| This really hit home for me: > I do not exaggerate when I claim that I find a dozen of hooks-related problems every single week while reviewing code. I also see sooo many issues when reviewing code like leaked event listeners, unstable props causing re-renders, etc. And these issues show up from teammates who otherwise write impeccable and trustworthy PRs in other regards. I enjoy writing hooks style code, and for me reasoning about lexical scope & closures is second nature. But for many engineers used to OOP, hooks code is the first time they’re asked to do this kind of reasoning since leaving university. In OO Java/JavaScript, it’s very normal to declare a new class and have the only two scopes be the current function’s locals, and class instance members. Hooks code on the other hand can easily reach two or three layers of local closure scopes, each with different lifetimes. I think this is fun and clever, but I also prefer to maintain boring and simple code… I’m worried that hooks ramps up trivial complexity too much in exchange for often-unneeded power. On the other hand, function components and hooks tend to guide people more toward splitting up their big mega components into smaller parts.
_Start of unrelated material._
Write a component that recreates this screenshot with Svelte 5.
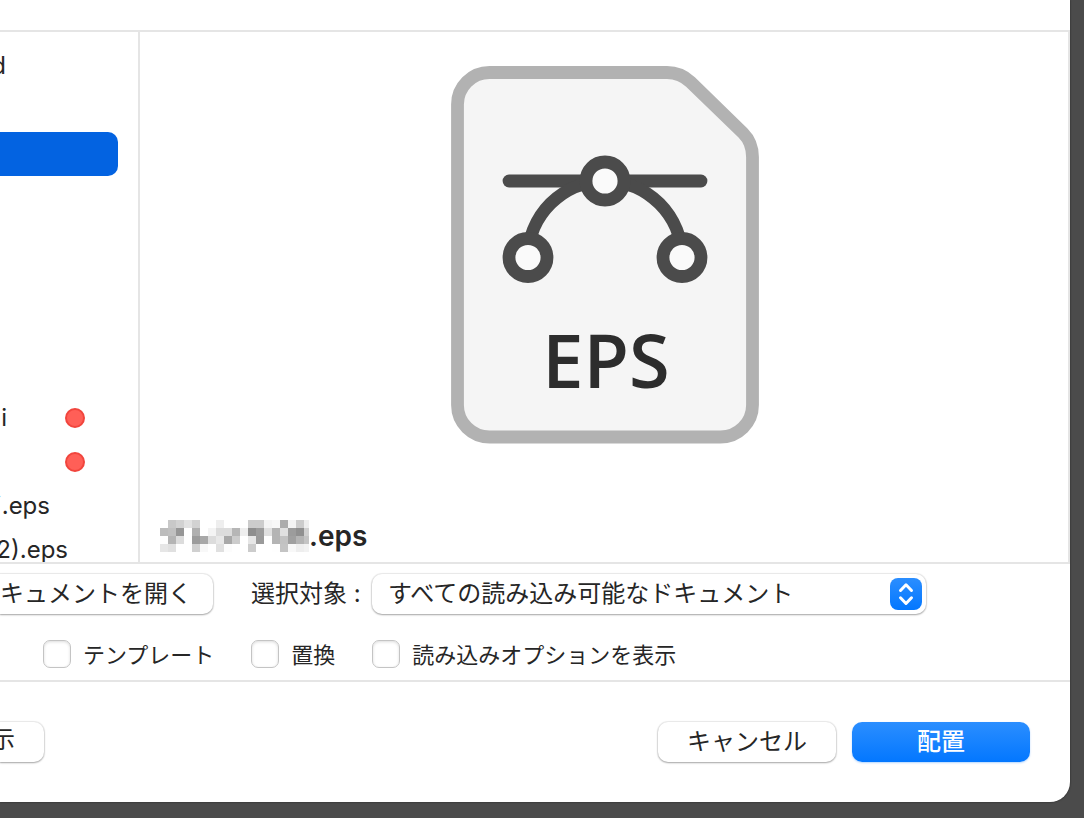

At all companies I’ve worked for, product eng across the stack tends to produce mega objects cause it’s easy to just keep adding private methods to do one more thing, and splitting up responsibility of state encapsulation takes some extra reasoning. At least with FC/hooks, the API and linter force you to unroll funky logic or loops into sub-components, since you can’t call hook in loop or conditional. |
I've been in and out of the React world for the last 5 years, and this statement hit hard for me. Between the major shifts in best practices, the abstractions on top abstractions and constantly tripping up on the slight syntax differences between JSX and markup, so many commercial React apps I've worked on make me want to pull my hair out, and not just because of hooks.
In hindsight, the virtual DOM hype has not lived up to expectations, and I find newer frameworks like Svelte to be so much easier to work with. With the amount of React code running today, it's hard to see a future without it, but I'm so ready for it to be supplanted by something simpler.